When Elizabeth looked at the Council she have realized that so much and so many would have to go if she were to bring England into the path she would set for it.  Polite to her guests—unlike the other Tudors, she was always gracious—she determined at once to choose her own advisors and dismiss those who had served her sister.  The clergy were, within a year or two, deprived of both royal and ecclesiastical office and remanded to custody—usually a fairly gentle custody—most eventually be released and returned to very private lives.  The laity who remained loyal to their Catholic faith likewise lost their places on the Council and at Court, though not usually their peerages and place in the House of Lords.  By and large it was a gentle reshuffling of the deck as Elizabeth replaced Mary’s Catholic ascendency with a Protestant Council of her own choosing.  Elizabeth was to have a much smaller Council than her sister, but it was comprised of men chosen for their competence (and at least nominally Protestant faith) and she was to entrust them with far greater responsibility than any of her predecessors. Sir William Cecil was her chief advisor.  His son, Sir Robert Cecil along with Sir Francis Walsingham and Robert Devereaux, Earl of Essex were the second tier.  Sir William Bacon, Sir Francis Bacon, and Sir William Knollys were other important advisors.  She did not appoint any of her bishops, even her new Archbishop of Canterbury to her Council or to key government posts, remarkable innovation only because the Archbishop of Canterbury had always served as one of the Privy Councillors. 

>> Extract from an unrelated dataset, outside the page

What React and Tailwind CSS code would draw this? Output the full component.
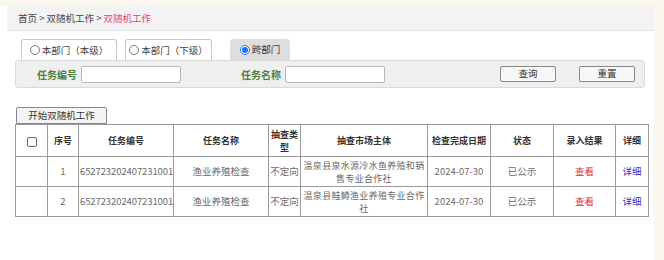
import React from 'react'

const rows = [
  { no: 1, code: '652723202407231001', name: '渔业养殖检查', type: '不定向', subject: '温泉县泉水源冷水鱼养殖和销售专业合作社', date: '2024-07-30', status: '已公示' },
  { no: 2, code: '652723202407231001', name: '渔业养殖检查', type: '不定向', subject: '温泉县鲑鳟渔业养殖专业合作社', date: '2024-07-30', status: '已公示' },
]

function Radio({ checked }) {
  if (checked) {
    return (
      <span className="inline-flex w-[10px] h-[10px] rounded-full border border-[#2f6fde] bg-white items-center justify-center">
        <span className="w-[6px] h-[6px] rounded-full bg-[#1a73e8]" />
      </span>
    )
  }
  return <span className="inline-block w-[10px] h-[10px] rounded-full border border-[#777] bg-white" />
}

export default function App() {
  const font = { fontFamily: '"Noto Sans CJK SC", "Noto Sans", sans-serif' }
  return (
    <div style={font} className="w-[664px] h-[260px] bg-[#fcf6f0] pt-[6px] pr-[10px] overflow-hidden">
      <div className="bg-white h-full">
        {/* breadcrumb */}
        <div className="ml-[7px] h-[25px] bg-[#f3f3f3] border-b border-[#e4e4e4] flex items-center pl-[11px] text-[9.5px] text-[#444]">
          <span>首页 &gt; 双随机工作 &gt; </span>
          <span className="text-[#e0457b] ml-[2px]">双随机工作</span>
        </div>

        <div className="pl-[15px] pr-[9px]">
          {/* tabs */}
          <div className="flex items-end mt-[8px] pl-[6px] h-[21px]">
            <div className="w-[96px] h-[21px] bg-white border border-b-0 border-[#c8c8c8] rounded-t-[3px] flex items-center justify-center gap-[2px] text-[9.5px] text-[#444]">
              <Radio />
              <span>本部门（本级）</span>
            </div>
            <div className="ml-[8px] w-[87px] h-[21px] bg-white border border-b-0 border-[#c8c8c8] rounded-t-[3px] flex items-center justify-center gap-[2px] text-[9.5px] text-[#444]">
              <Radio />
              <span>本部门（下级）</span>
            </div>
            <div className="ml-[18px] w-[60px] h-[21px] bg-[#dedede] rounded-t-[3px] flex items-center justify-center gap-[2px] text-[9.5px] text-[#333]">
              <Radio checked />
              <span>跨部门</span>
            </div>
          </div>

          {/* search bar */}
          <div className="h-[28px] bg-[#efefef] border border-[#dadada] rounded-[3px] flex items-center pl-[21px] pr-[9px]">
            <span className="text-[10px] font-bold text-[#4f7f3b] w-[40px]">任务编号</span>
            <input className="ml-[4px] w-[100px] h-[17px] bg-white border border-[#b8b8b8] rounded-[2px]" />
            <span className="ml-[60px] text-[10px] font-bold text-[#4f7f3b] w-[40px]">任务名称</span>
            <input className="ml-[4px] w-[100px] h-[17px] bg-white border border-[#b8b8b8] rounded-[2px]" />
            <button className="ml-auto w-[56px] h-[16px] bg-[#f7f7f7] border border-[#888] rounded-[2px] text-[9.5px] text-[#333] leading-none">查询</button>
            <button className="ml-[23px] w-[56px] h-[16px] bg-[#f7f7f7] border border-[#888] rounded-[2px] text-[9.5px] text-[#333] leading-none">重置</button>
          </div>

          {/* start button */}
          <button className="mt-[19px] ml-[1px] w-[91px] h-[17px] bg-[#f4f4f4] border border-[#888] rounded-t-[2px] text-[9.5px] text-[#333] leading-none block">开始双随机工作</button>

          {/* table */}
          <table className="w-[633px] border-collapse table-fixed text-[9.5px] leading-[13px]">
            <colgroup>
              <col className="w-[32px]" />
              <col className="w-[31px]" />
              <col className="w-[95px]" />
              <col className="w-[95px]" />
              <col className="w-[32px]" />
              <col className="w-[127px]" />
              <col className="w-[63px]" />
              <col className="w-[63px]" />
              <col className="w-[62px]" />
              <col className="w-[33px]" />
            </colgroup>
            <thead>
              <tr className="h-[32px] text-[#333] font-bold text-[9px]">
                <th className="border border-[#9a9a9a]">
                  <span className="inline-block w-[10px] h-[10px] border border-[#666] rounded-[2px] align-middle" />
                </th>
                <th className="border border-[#9a9a9a]">序号</th>
                <th className="border border-[#9a9a9a]">任务编号</th>
                <th className="border border-[#9a9a9a]">任务名称</th>
                <th className="border border-[#9a9a9a] px-[2px]">抽查类型</th>
                <th className="border border-[#9a9a9a]">抽查市场主体</th>
                <th className="border border-[#9a9a9a]">检查完成日期</th>
                <th className="border border-[#9a9a9a]">状态</th>
                <th className="border border-[#9a9a9a]">录入结果</th>
                <th className="border border-[#9a9a9a]">详细</th>
              </tr>
            </thead>
            <tbody className="text-[#6a6a6a]">
              {rows.map((r) => (
                <tr key={r.no} className="h-[30px]">
                  <td className="border border-[#9a9a9a]" />
                  <td className="border border-[#9a9a9a] text-center">{r.no}</td>
                  <td className="border border-[#9a9a9a] text-left pl-[1px] tracking-[-0.1px] whitespace-nowrap overflow-hidden">{r.code}</td>
                  <td className="border border-[#9a9a9a] text-center">{r.name}</td>
                  <td className="border border-[#9a9a9a] text-center whitespace-nowrap">{r.type}</td>
                  <td className="border border-[#9a9a9a] text-center px-[2px] text-[9px] tracking-[0.3px] align-top pt-[2px]">{r.subject}</td>
                  <td className="border border-[#9a9a9a] text-center">{r.date}</td>
                  <td className="border border-[#9a9a9a] text-center">{r.status}</td>
                  <td className="border border-[#9a9a9a] text-center text-[#d6303a]">查看</td>
                  <td className="border border-[#9a9a9a] text-center text-[#3434a8]">详细</td>
                </tr>
              ))}
            </tbody>
          </table>
        </div>
      </div>
    </div>
  )
}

Elizabeth’s first aim was to restore the independence of the English Church from Roman authority.  She was aided by the fact that the Primatial See, the Archbishopric of Canterbury, was vacant due to the death of Cardinal Pole.  She would be able to choose her new Archbishop.  But this proved to be a more difficult challenge than one would think.  Elizabeth had her man in Matthew Parker, but he was not interested in the post.  Parker had been a much beloved chaplain to Anne Boleyn, Elizabeth’s mother, and despite his being married (Elizabeth did not like a married clergy, one of her “Catholic quirks”) insisted on him as Archbishop.  A second problem was getting the requisite three bishops to consecrate him as Mary’s bishops were, to a man, convinced Catholics who, many having betrayed the Church once under Henry, saw that a break with Rome inevitably led towards a Protestant doctrine and practice they were unwilling to stomach again.  While the bishops had failed miserably to resist her father in his break with Rome, Elizabeth’s bishops—some of whom had been among her father’s lackeys—stood their ground.  It would not, however, stop the royal policy of an independent and Protestant Anglican Church.